A running register of decisions to validate during the prototype phase. Each entry records the current direction and what evidence would change it.
Direction: Vocabulary-aware enrichment (Option A). On capture, fetch the top-N most-frequent existing tags from D1 and pass them to the Llama prompt as preferred reuse candidates. New tags are still allowed, but the LLM is biased toward the existing vocabulary so the corpus converges on its own ontology rather than fragmenting (k8s vs kubernetes, vector-database vs vector-db).
To validate during prototype:
- Does drift actually decrease in practice, or does the LLM ignore the hint and invent synonyms anyway?
- Does the extra D1 read add meaningful capture latency? (Expected: cheap with an index on
tags.) - What's the right N? Too few → no anchor; too many → context bloat.
- Cold-start behavior: how messy is the first ~50 captures before vocabulary stabilizes?
Would reconsider if: drift persists despite the hint (fall back to Option B, post-hoc canonical map), or if capture latency regresses noticeably.
Direction: Two-pass eager backfill. Pass 1 enriches all pre-0002 rows with no vocabulary anchor (results discarded except as vocabulary seed). Pass 2 re-enriches with the vocabulary-aware prompt from §7.1; only pass 2's output is persisted. Self-bootstrapping.

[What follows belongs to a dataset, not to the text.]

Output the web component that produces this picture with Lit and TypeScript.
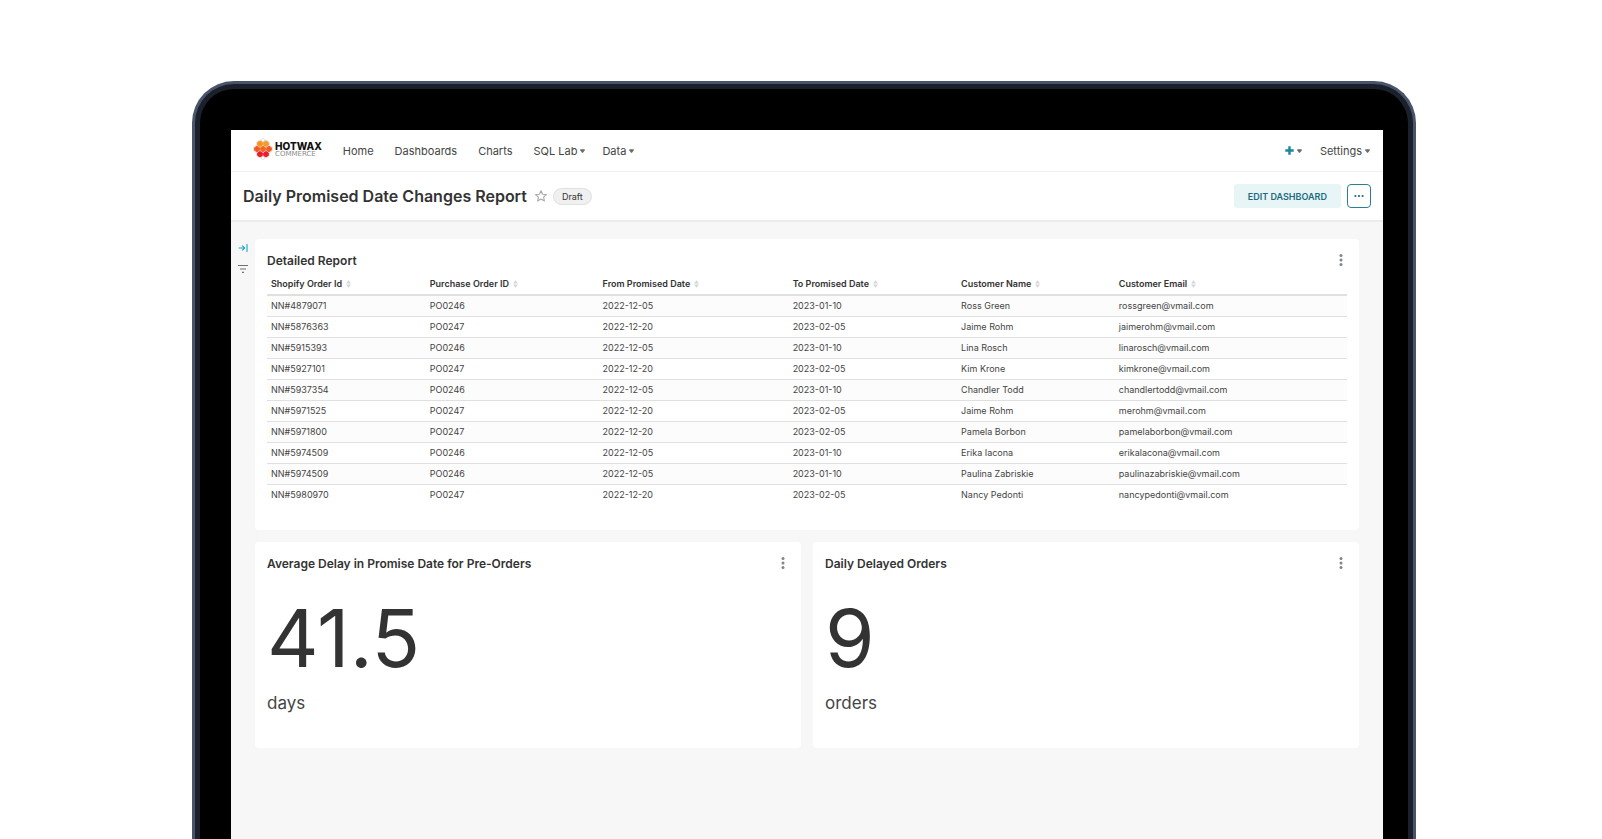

To validate: quota cost on the current corpus, and whether two passes is actually better than one pass once the corpus is small enough that drift is bounded anyway.
Direction: Undecided. With AUTH_SECRET removed, a botched service-token rotation has no admin shim. Need a documented recovery path before this becomes load-bearing.
Candidates: dashboard-side service-token recreate (probably enough for a personal brain); a separate emergency token bound to a stricter Access policy; or a wrangler-only admin route gated on direct-invoke (no Access).
Direction: Captures-only. Memex is the capture-side surface (raw, in-the-moment thoughts from voice, CLI, agents); Obsidian is the canonical long-term vault (synthesized, edited, organized). The two are complementary, not parallel. The AI reads and writes only memex captures — it does not see vault content.
Why: capture is for raw; vault is for synthesized. Letting the AI reason over draft/synthesized vault notes mixed with raw captures pollutes both: search results become noisy, and enrichment vocabulary drifts toward whatever ad-hoc tagging exists in the vault rather than converging on the capture corpus's own ontology. Keeping the corpus to captures-only also keeps the trust boundary simple — one source of truth for the AI, with a clear human-in-the-loop step (manual promotion to vault) for anything load-bearing.
To validate during prototype:
- Does "captures-only" feel too narrow once the corpus grows? (i.e. do useful answers actually live in the vault that the AI can't reach?)
- Is there a lightweight promotion workflow that doesn't blur the boundary? Manual copy works today; build something only if rate-of-promotion justifies it.
Would reconsider if: repeated searches return shallow capture-only results when the answer demonstrably lives in a vault note, and a read-only vault-import path can be added without polluting the enrichment vocabulary (e.g. separate source: "vault" namespace + tag-isolated retrieval).